## [Objective]
Your task is to print, exactly and only, the lines from the start of the entries below through the line with "number; className?: string;". Include both ends, but skip the pictures.

BEGIN Data for this task

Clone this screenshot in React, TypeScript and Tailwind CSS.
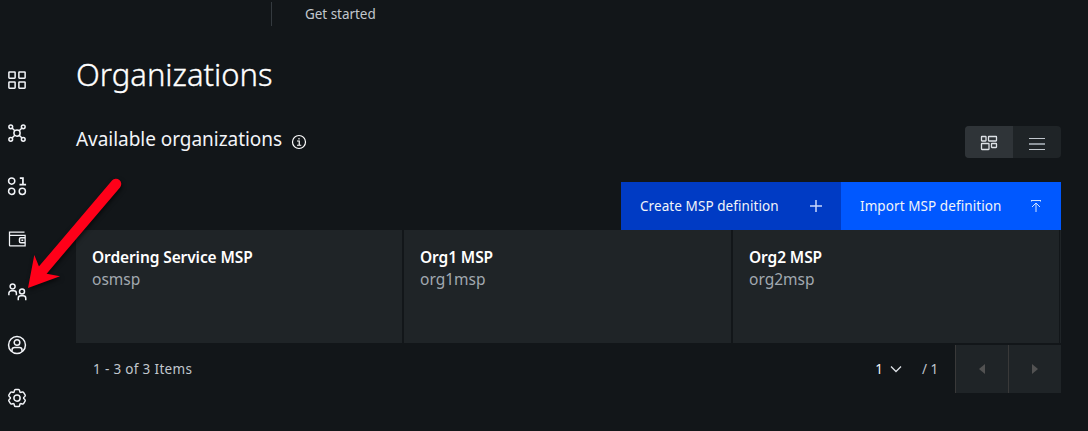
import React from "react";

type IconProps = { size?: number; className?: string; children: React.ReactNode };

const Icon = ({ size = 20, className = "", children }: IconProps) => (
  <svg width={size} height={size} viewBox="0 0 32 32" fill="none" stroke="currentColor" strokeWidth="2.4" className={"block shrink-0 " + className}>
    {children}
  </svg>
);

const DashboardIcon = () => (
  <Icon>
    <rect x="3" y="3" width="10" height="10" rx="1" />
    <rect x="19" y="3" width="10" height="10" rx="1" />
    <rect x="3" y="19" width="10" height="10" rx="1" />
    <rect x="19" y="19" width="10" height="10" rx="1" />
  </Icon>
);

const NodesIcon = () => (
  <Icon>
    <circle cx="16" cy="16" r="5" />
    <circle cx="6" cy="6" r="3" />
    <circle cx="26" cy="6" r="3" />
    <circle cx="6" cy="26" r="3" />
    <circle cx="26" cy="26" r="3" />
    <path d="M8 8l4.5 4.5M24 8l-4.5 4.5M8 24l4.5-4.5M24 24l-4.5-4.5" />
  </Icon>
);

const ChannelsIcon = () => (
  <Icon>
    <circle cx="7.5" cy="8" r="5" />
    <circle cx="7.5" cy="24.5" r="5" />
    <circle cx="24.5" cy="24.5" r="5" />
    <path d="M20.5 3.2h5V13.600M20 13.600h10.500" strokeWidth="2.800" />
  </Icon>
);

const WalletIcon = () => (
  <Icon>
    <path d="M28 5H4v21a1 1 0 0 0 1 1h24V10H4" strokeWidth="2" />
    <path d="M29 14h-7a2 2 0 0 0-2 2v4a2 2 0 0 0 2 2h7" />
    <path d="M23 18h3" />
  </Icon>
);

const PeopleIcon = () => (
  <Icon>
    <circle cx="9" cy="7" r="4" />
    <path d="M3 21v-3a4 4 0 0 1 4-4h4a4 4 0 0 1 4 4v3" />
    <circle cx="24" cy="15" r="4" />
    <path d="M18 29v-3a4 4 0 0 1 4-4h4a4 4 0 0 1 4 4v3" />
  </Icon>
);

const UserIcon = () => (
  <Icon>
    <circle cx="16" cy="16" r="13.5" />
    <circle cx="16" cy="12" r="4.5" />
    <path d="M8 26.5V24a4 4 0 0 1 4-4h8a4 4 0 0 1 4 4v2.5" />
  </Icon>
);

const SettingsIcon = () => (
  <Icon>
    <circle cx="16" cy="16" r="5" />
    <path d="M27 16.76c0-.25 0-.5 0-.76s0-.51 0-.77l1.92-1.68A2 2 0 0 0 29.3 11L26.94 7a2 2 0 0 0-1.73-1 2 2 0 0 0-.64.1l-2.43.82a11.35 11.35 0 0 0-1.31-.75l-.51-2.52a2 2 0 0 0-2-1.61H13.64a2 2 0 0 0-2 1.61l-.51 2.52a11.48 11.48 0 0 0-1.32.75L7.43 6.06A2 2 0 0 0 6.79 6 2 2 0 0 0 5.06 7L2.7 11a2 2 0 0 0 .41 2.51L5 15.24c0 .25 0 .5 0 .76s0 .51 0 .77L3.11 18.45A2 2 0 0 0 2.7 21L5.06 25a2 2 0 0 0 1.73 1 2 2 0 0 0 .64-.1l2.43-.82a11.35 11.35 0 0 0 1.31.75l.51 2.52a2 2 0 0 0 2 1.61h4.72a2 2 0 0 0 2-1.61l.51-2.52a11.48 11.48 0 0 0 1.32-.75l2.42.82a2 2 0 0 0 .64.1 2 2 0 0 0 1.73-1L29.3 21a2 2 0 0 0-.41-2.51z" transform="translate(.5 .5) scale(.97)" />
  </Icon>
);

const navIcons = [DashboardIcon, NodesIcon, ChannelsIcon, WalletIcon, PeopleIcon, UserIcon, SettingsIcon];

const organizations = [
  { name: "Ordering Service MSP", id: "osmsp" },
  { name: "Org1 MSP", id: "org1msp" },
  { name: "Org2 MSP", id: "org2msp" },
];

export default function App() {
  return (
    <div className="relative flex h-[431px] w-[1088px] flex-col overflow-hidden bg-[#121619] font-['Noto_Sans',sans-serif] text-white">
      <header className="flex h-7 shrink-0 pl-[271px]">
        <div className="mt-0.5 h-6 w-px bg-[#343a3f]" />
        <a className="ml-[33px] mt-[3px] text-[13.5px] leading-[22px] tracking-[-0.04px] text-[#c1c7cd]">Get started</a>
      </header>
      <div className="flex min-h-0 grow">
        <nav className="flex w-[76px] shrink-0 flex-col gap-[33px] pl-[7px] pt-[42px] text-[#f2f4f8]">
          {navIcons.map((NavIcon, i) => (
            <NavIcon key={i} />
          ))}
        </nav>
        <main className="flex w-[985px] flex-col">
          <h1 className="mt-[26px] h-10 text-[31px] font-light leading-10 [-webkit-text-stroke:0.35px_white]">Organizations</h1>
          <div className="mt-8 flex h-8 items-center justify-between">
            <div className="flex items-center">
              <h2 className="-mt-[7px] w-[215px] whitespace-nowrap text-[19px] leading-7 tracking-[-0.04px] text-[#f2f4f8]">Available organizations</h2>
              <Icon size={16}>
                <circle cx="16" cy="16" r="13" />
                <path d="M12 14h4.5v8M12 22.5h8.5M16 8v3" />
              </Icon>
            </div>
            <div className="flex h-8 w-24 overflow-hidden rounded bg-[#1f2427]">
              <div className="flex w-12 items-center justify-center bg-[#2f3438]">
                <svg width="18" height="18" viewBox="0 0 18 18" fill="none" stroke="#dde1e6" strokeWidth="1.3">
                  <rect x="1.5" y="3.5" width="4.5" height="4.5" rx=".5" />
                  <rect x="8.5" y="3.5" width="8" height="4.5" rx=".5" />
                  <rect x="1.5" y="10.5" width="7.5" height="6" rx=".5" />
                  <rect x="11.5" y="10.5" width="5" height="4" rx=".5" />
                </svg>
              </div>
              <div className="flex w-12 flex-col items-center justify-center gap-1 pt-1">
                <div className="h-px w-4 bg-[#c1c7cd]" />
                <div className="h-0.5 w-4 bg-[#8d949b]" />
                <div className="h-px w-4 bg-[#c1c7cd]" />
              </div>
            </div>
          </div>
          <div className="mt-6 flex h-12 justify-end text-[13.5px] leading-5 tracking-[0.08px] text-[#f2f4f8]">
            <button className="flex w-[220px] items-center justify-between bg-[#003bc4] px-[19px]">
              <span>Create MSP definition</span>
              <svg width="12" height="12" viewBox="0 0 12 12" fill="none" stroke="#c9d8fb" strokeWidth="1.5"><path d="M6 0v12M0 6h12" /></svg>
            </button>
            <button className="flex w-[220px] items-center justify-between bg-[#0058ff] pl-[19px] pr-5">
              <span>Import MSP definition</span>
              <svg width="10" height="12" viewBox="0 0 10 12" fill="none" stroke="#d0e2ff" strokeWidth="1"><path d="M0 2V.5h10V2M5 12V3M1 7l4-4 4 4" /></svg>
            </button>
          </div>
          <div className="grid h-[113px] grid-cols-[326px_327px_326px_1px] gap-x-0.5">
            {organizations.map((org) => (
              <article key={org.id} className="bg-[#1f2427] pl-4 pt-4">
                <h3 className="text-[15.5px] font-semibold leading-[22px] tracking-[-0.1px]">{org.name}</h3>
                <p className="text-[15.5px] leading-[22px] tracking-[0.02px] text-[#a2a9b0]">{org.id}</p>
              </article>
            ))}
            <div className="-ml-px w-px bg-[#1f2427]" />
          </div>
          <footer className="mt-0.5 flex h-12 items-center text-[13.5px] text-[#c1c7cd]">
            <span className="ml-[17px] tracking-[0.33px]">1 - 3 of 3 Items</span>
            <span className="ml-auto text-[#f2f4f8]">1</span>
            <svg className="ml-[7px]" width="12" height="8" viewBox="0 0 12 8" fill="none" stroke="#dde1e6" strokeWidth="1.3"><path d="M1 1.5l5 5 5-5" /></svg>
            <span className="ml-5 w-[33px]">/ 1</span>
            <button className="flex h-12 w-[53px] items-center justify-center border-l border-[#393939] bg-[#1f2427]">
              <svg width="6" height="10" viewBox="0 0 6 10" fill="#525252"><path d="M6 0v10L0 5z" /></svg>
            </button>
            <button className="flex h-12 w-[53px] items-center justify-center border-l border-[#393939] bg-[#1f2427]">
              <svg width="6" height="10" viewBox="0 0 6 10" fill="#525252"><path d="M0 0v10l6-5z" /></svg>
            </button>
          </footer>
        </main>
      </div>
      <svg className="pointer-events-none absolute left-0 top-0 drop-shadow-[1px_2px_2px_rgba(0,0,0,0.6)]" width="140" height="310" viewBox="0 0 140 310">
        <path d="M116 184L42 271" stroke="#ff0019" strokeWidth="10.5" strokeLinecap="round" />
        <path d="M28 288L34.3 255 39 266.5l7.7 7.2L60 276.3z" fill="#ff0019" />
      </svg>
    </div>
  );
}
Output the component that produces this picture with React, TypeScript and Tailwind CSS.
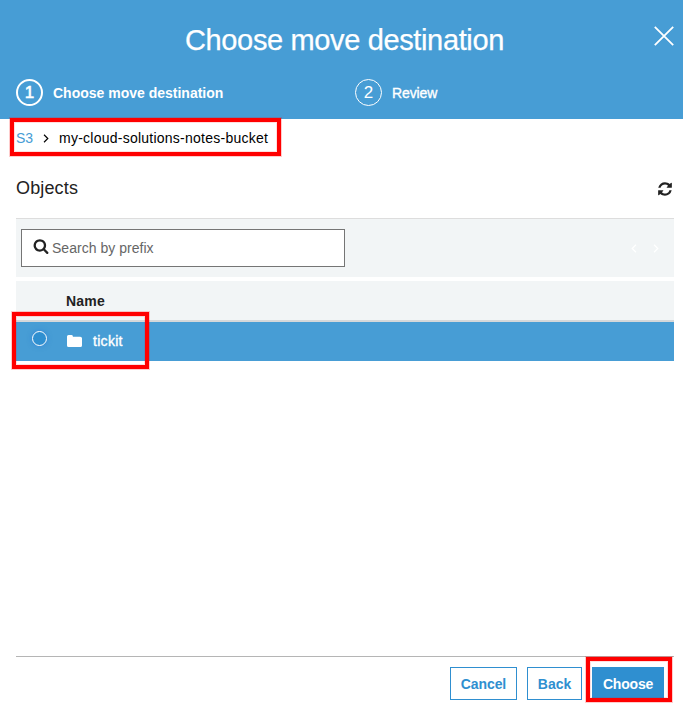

END Data for this task

## [Correct output]
Clone this screenshot in React, TypeScript and Tailwind CSS.
import React from "react";

type IconProps = { size?: number; className?: string; children: React.ReactNode };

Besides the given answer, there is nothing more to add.